Over the course of the past four years, we had all been operating under the assumption that the ending spelled out after the credits in At World’s End would guarantee a cooling off period for the franchise. Lead actors Orlando Bloom and Keira Knightley’s characters were caught in a strange supernatural hoodoo that made him unavailable for land-based activities. Alas, we live in a box office era wherein franchise sequels are the safest plays in the industry. Even if North American/global audiences were not beating down Disney’s doors demanding a sequel, Disney’s numbers crunchers, especially the finest in our industry, soon to retire industry icon Chuck Viane, recognized that a franchise whose worst performer earned $660 million globally cannot sit on the shelf too long. If even a disappointment such as At World’s End is capable of a $960 million worldwide take, Disney has to be in the business of making another Pirates movie. So, here we are.

Jack Sparrow has been untethered from honorable Will Turner and Elizabeth Swann. He can now explore the world without having his unique brand of situational ethics challenged by pesky do-gooders. He also gets to flirt with new Pirates player Penelope Cruz, which means we could be seeing a bit of the saucy flair of The Mask of Zorro added to the mix. This would be a welcome turn of events as for all of his novel characteristics, Jack Sparrow has been largely asexual thus far other than a stray slap here or there.

In terms of box office, Pirates of the Caribbean: On Stranger Tides has plenty of reasons for a downturn in box office. Its predecessor was not well regarded and there were signs of franchise slippage prior to that. No one was begging for another Pirates film. Two of three leads do not return for this project and the new edition, while breathtakingly gorgeous, has never been a box office draw. The commercials to date offer the promise of Jack Sparrow and little else unless you happen to be a mermaid fetishist (and if you are, please keep it to yourself).

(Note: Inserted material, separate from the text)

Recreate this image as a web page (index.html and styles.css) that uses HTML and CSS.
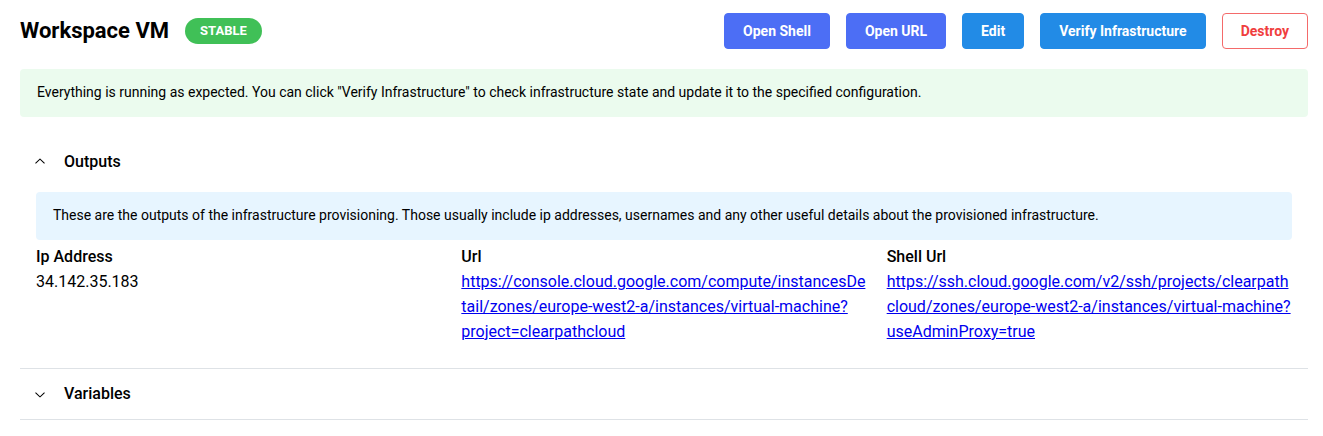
FILE: index.html
```html
<!DOCTYPE html>
<html lang="en">
<head>
<meta charset="utf-8">
<title>Workspace VM</title>
<link rel="stylesheet" href="styles.css">
</head>
<body>
<main class="page">
  <header class="header">
    <h1 class="title">Workspace VM</h1>
    <span class="badge">STABLE</span>
    <div class="actions">
      <button type="button" class="btn btn-indigo">Open Shell</button>
      <button type="button" class="btn btn-indigo">Open URL</button>
      <button type="button" class="btn btn-blue">Edit</button>
      <button type="button" class="btn btn-blue">Verify Infrastructure</button>
      <button type="button" class="btn btn-danger">Destroy</button>
    </div>
  </header>
  <p class="alert alert-success">Everything is running as expected. You can click "Verify Infrastructure" to check infrastructure state and update it to the specified configuration.</p>
  <div class="accordion">
    <section class="item">
      <h2 class="heading">
        <button type="button" class="control" aria-expanded="true" aria-controls="outputs">
          <svg class="chevron chevron-up" viewBox="0 0 15 15" aria-hidden="true"><path d="M3.135 6.158C3.324 5.957 3.64 5.946 3.842 6.135L7.5 9.565L11.158 6.135C11.36 5.946 11.676 5.957 11.865 6.158C12.054 6.36 12.043 6.676 11.842 6.865L7.842 10.615C7.65 10.795 7.35 10.795 7.158 10.615L3.158 6.865C2.957 6.676 2.946 6.36 3.135 6.158Z"/></svg>
          <span class="label">Outputs</span>
        </button>
      </h2>
      <div class="panel" id="outputs">
        <p class="alert alert-info">These are the outputs of the infrastructure provisioning. Those usually include ip addresses, usernames and any other useful details about the provisioned infrastructure.</p>
        <dl class="outputs">
          <div class="output"><dt>Ip Address</dt><dd>34.142.35.183</dd></div>
          <div class="output"><dt>Url</dt><dd><a href="https://console.cloud.google.com/compute/instancesDetail/zones/europe-west2-a/instances/virtual-machine?project=clearpathcloud">https://console.cloud.google.com/compute/instancesDetail/zones/europe-west2-a/instances/virtual-machine?project=clearpathcloud</a></dd></div>
          <div class="output"><dt>Shell Url</dt><dd><a href="https://ssh.cloud.google.com/v2/ssh/projects/clearpathcloud/zones/europe-west2-a/instances/virtual-machine?useAdminProxy=true">https://ssh.cloud.google.com/v2/ssh/projects/clearpathcloud/zones/europe-west2-a/instances/virtual-machine?useAdminProxy=true</a></dd></div>
        </dl>
      </div>
    </section>
    <section class="item">
      <h2 class="heading">
        <button type="button" class="control" aria-expanded="false">
          <svg class="chevron" viewBox="0 0 15 15" aria-hidden="true"><path d="M3.135 6.158C3.324 5.957 3.64 5.946 3.842 6.135L7.5 9.565L11.158 6.135C11.36 5.946 11.676 5.957 11.865 6.158C12.054 6.36 12.043 6.676 11.842 6.865L7.842 10.615C7.65 10.795 7.35 10.795 7.158 10.615L3.158 6.865C2.957 6.676 2.946 6.36 3.135 6.158Z"/></svg>
          <span class="label">Variables</span>
        </button>
      </h2>
    </section>
  </div>
</main>
</body>
</html>
```

FILE: styles.css
```css
* {
  box-sizing: border-box;
}

body {
  margin: 0;
  background: #fff;
  color: #000;
  font-family: Roboto, "Liberation Sans", sans-serif;
  font-size: 16px;
  line-height: 25px;
}

h1, h2, p, dl, dd {
  margin: 0;
}

.page {
  padding: 13px 15px 16px 20px;
}

.header {
  display: flex;
  align-items: center;
  gap: 16px;
  margin-bottom: 20px;
}

.title {
  font-size: 22px;
  font-weight: 700;
  line-height: 30px;
}

.badge {
  padding: 0 15px;
  border-radius: 13px;
  background: #40c057;
  color: #fff;
  font-size: 13px;
  font-weight: 700;
  line-height: 26px;
}

.actions {
  display: flex;
  gap: 16px;
  margin-left: auto;
}

.btn {
  height: 36px;
  padding: 0 18px;
  border: 1px solid transparent;
  border-radius: 4px;
  color: #fff;
  font: 700 14px/20px Roboto, "Liberation Sans", sans-serif;
  cursor: pointer;
}

.btn-indigo {
  background: #4c6ef5;
  border-color: #4c6ef5;
}

.btn-blue {
  background: #228be6;
  border-color: #228be6;
}

.btn-danger {
  background: #fff;
  border-color: #f46a6a;
  color: #f03e3e;
}

.alert {
  padding: 12px 17px 14px;
  border-radius: 4px;
  font-size: 14px;
  line-height: 22px;
}

.alert-success {
  background: #ebfbee;
}

.alert-info {
  background: #e7f5ff;
}

.accordion {
  margin-top: 20px;
}

.item {
  border-bottom: 1px solid #dee2e6;
}

.heading {
  font-size: 16px;
}

.control {
  display: flex;
  align-items: center;
  gap: 16px;
  width: 100%;
  height: 50px;
  padding: 0 12px;
  border: 0;
  background: transparent;
  color: #000;
  font: 500 16px/25px Roboto, "Liberation Sans", sans-serif;
  cursor: pointer;
}

.label {
  padding-bottom: 2px;
}

.chevron {
  width: 16px;
  height: 16px;
  fill: currentColor;
}

.chevron-up {
  transform: rotate(180deg);
}

.panel {
  padding: 5px 16px 24px;
}

.outputs {
  display: grid;
  grid-template-columns: repeat(3, minmax(0, 1fr));
  gap: 20px;
  margin-top: 4px;
}

.output dt {
  font-weight: 500;
}

.output dd {
  overflow-wrap: anywhere;
}

.output a {
  color: #0000ee;
}
```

This is a blueprint example of a movie marketed on name recognition and franchise reputation. Given the popularity of Depp, I do not expect this movie to bomb yet I cannot say that I believe it will earn $300 million domestically, either. On Stranger Tides should debut to roughly $88 million while becoming the worst performer in the series in terms of domestic box office. It should still manage to become the third Pirates film to earn $900 million globally, however, which is a tremendous result for a $200 million budget outlay.